To freeze the raw dough:
- Mix all ingredients, then scoop out about one tablespoon of dough and roll it into a ball (the same way you would before baking).
- Place cookie dough balls on a tray and freeze for at least two hours or until outside is no longer tacky. Once firm, transfer to a freezer bag or a storage container with a sealable lid.
- Cookie dough can be stored for up to six months. When ready to bake, thaw in the refrigerator overnight, then bake like normal.
To freeze the baked cookies:
- Bake cookies and allow to cool completely.
- Store cookies in a single layer in a freezer bag or storage container. If you need to stack the cookies, separate each layer with a sheet of wax paper.
- Baked cookies and be stored for up to one to two months.
Notes & tips for snickerdoodles
- If you’re doing a lot of baking, I highly recommend having some silicone baking mats on hand. Baking cookies takes enough time without having to cut or measure parchment paper. Or if you prefer using parchment paper, you can try using pre-cut parchment paper sheets instead.
- Plus, some quality baking sheets are a must for a cookie baking extravaganza!
- For this recipe, I highly recommend using a stand mixer or a hand mixer. This recipe would be difficult to mix by hand.
- If you don’t like pecans, you can omit them entirely; nothing else in the recipe needs to change.
- If you’d like to add more flavor, feel free to add up to 1/2 up of white chocolate chips, cinnamon chips, or caramel chips.
- Enhance the pumpkin flavor by substituting the ground cinnamon for pumpkin pie spice.
More delicious cookie recipes
Other great recipes with pumpkin
How to make pumpkin pecan snickerdoodles
This next part is only a photo tutorial of the recipe steps. If you’re looking for the full recipe measurements and instructions, scroll down to Recipe Details.
Step 1 – In a medium bowl, whisk together the following ingredients: flour, some of the cinnamon, cream of tartar, baking soda, baking powder, and salt.
Step 2 – Using a stand mixer (or hand mixer + large bowl), cream together the light brown sugar, melted butter, pumpkin puree, and some of the granulated sugar until nice and fluffy.
Step 3 – Mix the dry ingredients until a thick batter forms.
Step 4 – Turn off the mixer and toss in the chopped pecans.
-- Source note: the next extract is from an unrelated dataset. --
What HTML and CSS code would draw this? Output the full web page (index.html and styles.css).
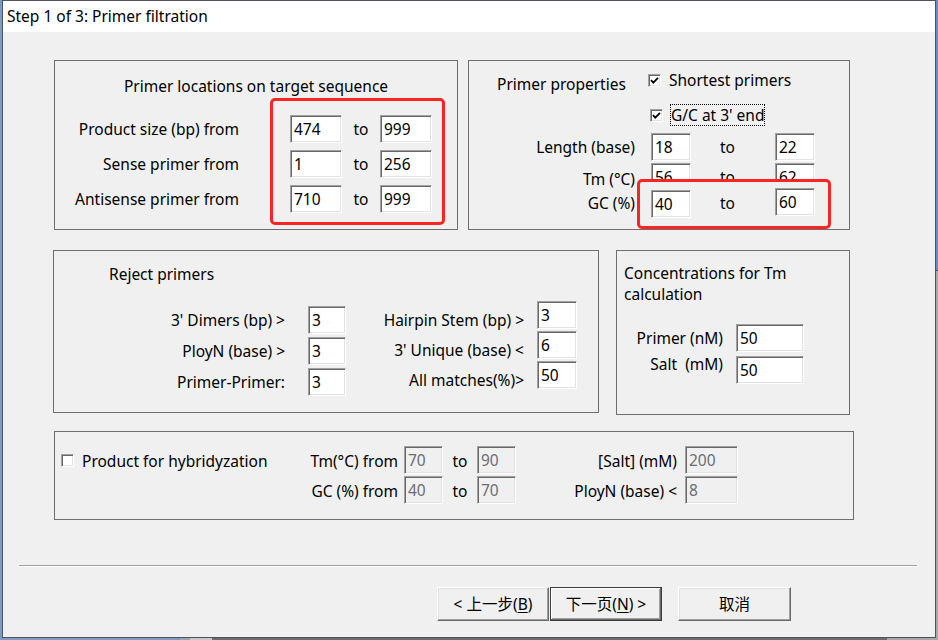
FILE: index.html
```html
<!DOCTYPE html>
<html>
<head>
<meta charset="utf-8">
<title>Primer filtration</title>
<link rel="stylesheet" href="styles.css">
</head>
<body>
<div class="screen">
  <div class="main">
    <div class="edge-l"></div>
    <div class="window">
      <div class="titlebar">Step 1 of 3: Primer filtration</div>
      <div class="content">
        <div class="row row1">
          <section class="box box-loc">
            <div class="loc-title">Primer locations on target sequence</div>
            <div class="loc-grid">
              <div class="llabel">Product size (bp) from</div>
              <div class="field">474</div>
              <div class="to">to</div>
              <div class="field">999</div>
              <div class="llabel">Sense primer from</div>
              <div class="field">1</div>
              <div class="to">to</div>
              <div class="field">256</div>
              <div class="llabel">Antisense primer from</div>
              <div class="field">710</div>
              <div class="to">to</div>
              <div class="field">999</div>
            </div>
            <div class="mark mark-a"></div>
          </section>
          <section class="box box-prop">
            <div class="prop-head">
              <div class="prop-title">Primer properties</div>
              <div class="prop-checks">
                <div class="check-row">
                  <span class="cbox"><svg width="9" height="9" viewBox="0 0 9 9"><path d="M1 4.2 L3.3 6.6 L8 1.8" fill="none" stroke="#000" stroke-width="1.8"/></svg></span>
                  <span>Shortest primers</span>
                </div>
                <div class="check-row second">
                  <span class="cbox"><svg width="9" height="9" viewBox="0 0 9 9"><path d="M1 4.2 L3.3 6.6 L8 1.8" fill="none" stroke="#000" stroke-width="1.8"/></svg></span>
                  <span class="focus">G/C at 3' end</span>
                </div>
              </div>
            </div>
            <div class="prop-grid">
              <div class="plabel r-len">Length (base)</div>
              <div class="field c1 r-len">18</div>
              <div class="pto r-len">to</div>
              <div class="field c2 r-len">22</div>

              <div class="plabel r-tm">Tm (°C)</div>
              <div class="field c1 r-tmf">56</div>
              <div class="pto r-tmf">to</div>
              <div class="field c2 r-tmf">62</div>

              <div class="cover"></div>

              <div class="plabel r-gc">GC (%)</div>
              <div class="field c1 r-gc1">40</div>
              <div class="pto r-gc">to</div>
              <div class="field c2 r-gc2">60</div>
            </div>
            <div class="mark mark-b"></div>
          </section>
        </div>

        <div class="row row2">
          <section class="box box-rej">
            <div class="rej-title">Reject primers</div>
            <div class="rej-body">
              <div class="rcol1">
                <div class="rlabel">3' Dimers (bp) &gt;</div>
                <div class="field">3</div>
                <div class="rlabel">PloyN (base) &gt;</div>
                <div class="field">3</div>
                <div class="rlabel">Primer-Primer:</div>
                <div class="field">3</div>
              </div>
              <div class="rcol2">
                <div class="rlabel low">Hairpin Stem (bp) &gt;</div>
                <div class="field">3</div>
                <div class="rlabel low">3' Unique (base) &lt;</div>
                <div class="field">6</div>
                <div class="rlabel low">All matches(%)&gt;</div>
                <div class="field">50</div>
              </div>
            </div>
          </section>
          <section class="box box-conc">
            <div class="conc-title">Concentrations for Tm<br>calculation</div>
            <div class="conc-grid">
              <div class="clabel">Primer (nM)</div>
              <div class="field">50</div>
              <div class="clabel up">Salt  (mM)</div>
              <div class="field">50</div>
            </div>
          </section>
        </div>

        <section class="box box-hyb">
          <div class="hyb-grid">
            <div class="hyb-check">
              <span class="cbox"></span>
              <span>Product for hybridyzation</span>
            </div>
            <div class="hlabel hc2 hr1">Tm(°C) from</div>
            <div class="field dis hc4 hr1">70</div>
            <div class="hto hc5 hr1">to</div>
            <div class="field dis hc6 hr1">90</div>
            <div class="hlabel hc7 hr1">[Salt] (mM)</div>
            <div class="field dis hc9 hr1">200</div>

            <div class="hlabel hc2 hr2">GC (%) from</div>
            <div class="field dis hc4 hr2">40</div>
            <div class="hto hc5 hr2">to</div>
            <div class="field dis hc6 hr2">70</div>
            <div class="hlabel hc7 hr2">PloyN (base) &lt;</div>
            <div class="field dis hc9 hr2">8</div>
          </div>
        </section>

        <div class="sep"></div>

        <div class="buttons">
          <div class="btn b1">&lt; 上一步(<u>B</u>)</div>
          <div class="btn b2 default">下一页(<u>N</u>) &gt;</div>
          <div class="btn b3">取消</div>
        </div>
      </div>
    </div>
    <div class="edge-r"><div class="er1"></div><div class="er2"></div></div>
  </div>
  <div class="strip"><span class="s1"></span><span class="s2"></span><span class="s3"></span><span class="s4"></span><span class="s5"></span></div>
</div>
</body>
</html>
```

FILE: styles.css
```css
* { box-sizing: border-box; }
html, body { margin: 0; padding: 0; }
body {
  width: 938px;
  height: 640px;
  overflow: hidden;
  background: #6e6e6e;
  font-family: "Noto Sans", "Noto Sans CJK SC", sans-serif;
  font-size: 15.5px;
  color: #000;
}
.screen { width: 938px; height: 640px; display: flex; flex-direction: column; }
.main { display: flex; height: 638px; }
.edge-l { width: 2px; background: #7f9bc3; }
.edge-r { width: 2px; display: flex; flex-direction: column; }
.er1 { height: 270px; background: #6a8cc4; }
.er2 { flex: 1; background: #a9a9a9; border-top: 1px solid #555; }
.window {
  width: 934px;
  height: 638px;
  border: 1px solid #4f535a;
  background: #f0f0f0;
  display: flex;
  flex-direction: column;
}
.titlebar {
  height: 31px;
  background: #fff;
  padding: 5px 0 0 4px;
  line-height: 20px;
  white-space: nowrap;
}
.content { flex: 1; padding-top: 28px; }
.row { display: flex; align-items: flex-start; }
.row1 { margin-left: 51px; }
.row2 { margin-top: 20px; margin-left: 50px; }

.box { border: 1px solid #6e6e6e; position: relative; }

.field {
  height: 28px;
  background: #fff;
  border: 1px solid;
  border-color: #a0a0a0 #fff #fff #a0a0a0;
  box-shadow: inset 1px 1px 0 #696969, inset -1px -1px 0 #e3e3e3;
  padding-left: 3px;
  display: flex;
  align-items: center;
  line-height: 20px;
  overflow: hidden;
  white-space: nowrap;
}
.field.dis { background: #f0f0f0; color: #6d6d6d; }

.cbox {
  width: 13px;
  height: 13px;
  flex: none;
  background: #fff;
  border: 1px solid;
  border-color: #a0a0a0 #fff #fff #a0a0a0;
  box-shadow: inset 1px 1px 0 #696969, inset -1px -1px 0 #e3e3e3;
  display: flex;
  align-items: center;
  justify-content: center;
}
.cbox svg { display: block; }

.mark {
  position: absolute;
  border: 3px solid #ff2424;
  border-radius: 5px;
  pointer-events: none;
  z-index: 2;
}

/* Box A */
.box-loc { width: 404px; height: 170px; }
.loc-title { margin-top: 15px; line-height: 20px; text-align: center; white-space: nowrap; }
.loc-grid {
  display: grid;
  margin-top: 19px;
  grid-template-columns: 235px 52px 38px 52px;
  grid-auto-rows: 28px;
  row-gap: 7px;
}
.llabel { padding-right: 51px; text-align: right; line-height: 28px; white-space: nowrap; }
.to { text-align: center; line-height: 28px; }
.mark-a { left: 215px; top: 37px; width: 175px; height: 127px; }

/* Box B */
.box-prop { width: 382px; height: 170px; margin-left: 10px; }
.prop-head { display: grid; grid-template-columns: 179px auto; padding-top: 9px; }
.prop-title { padding-left: 28px; margin-top: 4px; line-height: 20px; white-space: nowrap; }
.prop-checks { display: flex; flex-direction: column; align-items: flex-start; }
.check-row { display: flex; align-items: center; height: 20px; gap: 8px; white-space: nowrap; }
.check-row.second { margin-top: 14px; margin-left: 2px; height: 22px; gap: 7px; }
.focus { border: 1px dotted #000; height: 22px; line-height: 20px; padding-right: 0; }
.prop-grid {
  display: grid;
  margin-top: 7px;
  grid-template-columns: 166px 16px 40px 84px 40px;
  grid-template-rows: 28px 2px 19px 6px 2px 26px 2px;
}
.plabel { grid-column: 1; justify-self: end; align-self: center; line-height: 20px; white-space: nowrap; }
.c1 { grid-column: 3; }
.c2 { grid-column: 5; }
.pto { grid-column: 4; justify-self: start; padding-left: 29px; align-self: center; line-height: 20px; }
.r-len { grid-row: 1; }
.plabel.r-tm { grid-row: 3 / 6; margin-top: 4px; }
.r-tmf { grid-row: 3 / 6; }
.field.r-tmf { height: 27px; }
.cover { grid-column: 2 / 6; grid-row: 4 / 8; background: #f0f0f0; margin-left: 5px; }
.r-gc { grid-row: 5 / 8; }
.r-gc1 { grid-row: 6 / 8; }
.r-gc2 { grid-row: 5 / 7; }
.mark-b { left: 168px; top: 118px; width: 194px; height: 50px; }

/* Box C */
.box-rej { width: 546px; height: 163px; }
.rej-title { padding-left: 55px; margin-top: 13px; line-height: 20px; }
.rej-body { display: flex; align-items: flex-start; margin-top: 17px; }
.rcol1 {
  display: grid;
  grid-template-columns: 231px 38px;
  column-gap: 23px;
  grid-template-rows: repeat(3, 28px);
  row-gap: 3px;
  margin-top: 5px;
}
.rcol2 {
  display: grid;
  grid-template-columns: 178px 40px;
  column-gap: 13px;
  grid-template-rows: repeat(3, 28px);
  row-gap: 2px;
}
.rlabel { justify-self: end; align-self: center; line-height: 20px; white-space: nowrap; }
.rlabel.low { align-self: start; margin-top: 9px; }

/* Box D */
.box-conc { width: 234px; height: 165px; margin-left: 17px; }
.conc-title { padding-left: 7px; margin-top: 12px; line-height: 21px; white-space: nowrap; }
.conc-grid {
  display: grid;
  grid-template-columns: 106px 68px;
  column-gap: 13px;
  grid-template-rows: 28px 28px;
  row-gap: 4px;
  margin-top: 19px;
}
.clabel { justify-self: end; align-self: center; line-height: 20px; white-space: pre; }
.clabel.up { align-self: start; margin-top: -2px; }

/* Box E */
.box-hyb { width: 800px; height: 89px; padding-top: 14px; margin-top: 16px; margin-left: 51px; }
.hyb-grid {
  display: grid;
  grid-template-columns: 255px 88px 6px 39px 34px 39px 161px 8px 53px;
  grid-template-rows: 29px 29px;
  row-gap: 1px;
}
.hyb-check {
  grid-column: 1;
  grid-row: 1;
  display: flex;
  align-items: center;
  gap: 8px;
  padding-left: 6px;
  white-space: nowrap;
}
.hlabel { justify-self: end; align-self: center; line-height: 20px; white-space: nowrap; }
.hto { text-align: center; align-self: center; line-height: 20px; }
.hc2 { grid-column: 2; }
.hc4 { grid-column: 4; }
.hc5 { grid-column: 5; }
.hc6 { grid-column: 6; }
.hc7 { grid-column: 7; }
.hc9 { grid-column: 9; }
.hr1 { grid-row: 1; }
.hr2 { grid-row: 2; }

/* Footer */
.sep {
  margin: 45px 0 0 16px;
  width: 898px;
  height: 2px;
  border-top: 1px solid #a0a0a0;
  border-bottom: 1px solid #fff;
}
.buttons { display: flex; margin-top: 20px; padding-left: 434px; }
.btn {
  height: 34px;
  width: 112px;
  background: #f0f0f0;
  border: 1px solid;
  border-color: #fff #696969 #696969 #fff;
  box-shadow: inset -1px -1px 0 #a0a0a0, inset 1px 1px 0 #e3e3e3;
  display: flex;
  align-items: center;
  justify-content: center;
  line-height: 20px;
  white-space: nowrap;
}
.btn u { text-underline-offset: 2px; }
.b2 { margin-left: 1px; }
.b3 { margin-left: 16px; width: 113px; }
.btn.default {
  border: 1px solid #3c3c3c;
  box-shadow: inset -1px -1px 0 #696969, inset 1px 1px 0 #fff, inset -2px -2px 0 #a0a0a0;
}

.strip { display: flex; height: 2px; }
.strip span { display: block; height: 2px; }
.s1 { width: 180px; background: #7f9bc3; }
.s2 { width: 10px; background: #9aa5b5; }
.s3 { width: 22px; background: #c9c9c9; }
.s4 { flex: 1; background: #6d6d6d; }
.s5 { width: 51px; background: #a8a8a8; }
```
Use a spatula to gently fold them into the batter.
Step 5 – Cover the dough and chill it for at least four hours (or ideally up to eight hours.)
Step 6 – When ready to bake, mix together the remaining granulated sugar and cinnamon in a small bowl, then set nearby.
Step 7 – Use a cookie scoop to scoop up one or two tablespoons of dough. Roll the dough between your hands to form a ball, then drop the cookie dough ball into the cinnamon sugar mixture, tossing it to coat. Place the coated cookie dough ball on a baking sheet lined with parchment paper. Repeat this step until all the dough has been used, spacing the cookies one inch apart.
Step 8 – Bake!
Step 9 – Serve and enjoy!
Pecan Pumpkin Snickerdoodles
- 1 1/2 cup all-purpose flour
- 3 1/2 teaspoon ground cinnamon, divided
- 1 teaspoon cream of tartar
- 3/4 teaspoon baking soda
- 1/4 teaspoon baking powder
- 1/2 teaspoon salt
- 3/4 cup light brown sugar, packed
- 1/2 cup salted butter, melted and cooled
- 1/3 cup pumpkin puree
- 1/3 cup granulated sugar, divided
- 1 1/2 teaspoon vanilla extract
- 1/3 cup pecans, chopped (optional)
- In a medium bowl, whisk together the flour, 2 teaspoons cinnamon, cream of tartar, baking soda, baking powder, and salt. Set bowl aside.
- Using a stand mixer (or hand mixer + large bowl), whip together the light brown sugar, melted butter, pumpkin puree, 2 tablespoons granulated sugar, and vanilla on medium-high speed until combined, about 2-3 minutes.
- Drop mixer speed to low and quickly scoop in dry ingredients, adding about 1/3 to 1/2 cup at a time. Stop mixing as soon as dry ingredients appear fully incorporated in the dough. Remove bowl from mixer and scrape sides of bowl, mixing in any wayward dry ingredients.
- Turn off mixer. Add chopped pecans to bowl, then use a spatula to gently fold them into the batter.
- Remove dough from bowl and firmly wrap dough in plastic wrap. Chill dough in the refrigerator for at least 4 hours or ideally up to 8 hours.
- When ready to bake, preheat oven to 350 degrees F. Line two baking sheets with parchment paper, then set aside.
- In a small bowl, whisk together the remaining granulated sugar (roughly 1/4 cup) and 1 1/2 teaspoons cinnamon, then set aside.
- Scoop up 1-2 tablespoons of cookie dough with a cookie scoop and roll it into a ball. Drop ball in cinnamon sugar and toss to coat. Place coated cookie ball on the prepared baking sheet. Repeat this step until all the cookie dough batter is used, spacing cookies 1 inch apart.
- Bake cookies for 10-12 minutes or until edges are lightly browned.
- Let cookies cool on the baking sheet for 5 minutes before transferring to a wire cooling rack to cool completely.
- Serve immediately.
I do my best to provide nutrition information, but please keep in mind that I’m not a certified nutritionist. Any nutritional information discussed or disclosed in this post should only be seen as my best amateur estimates of the correct values.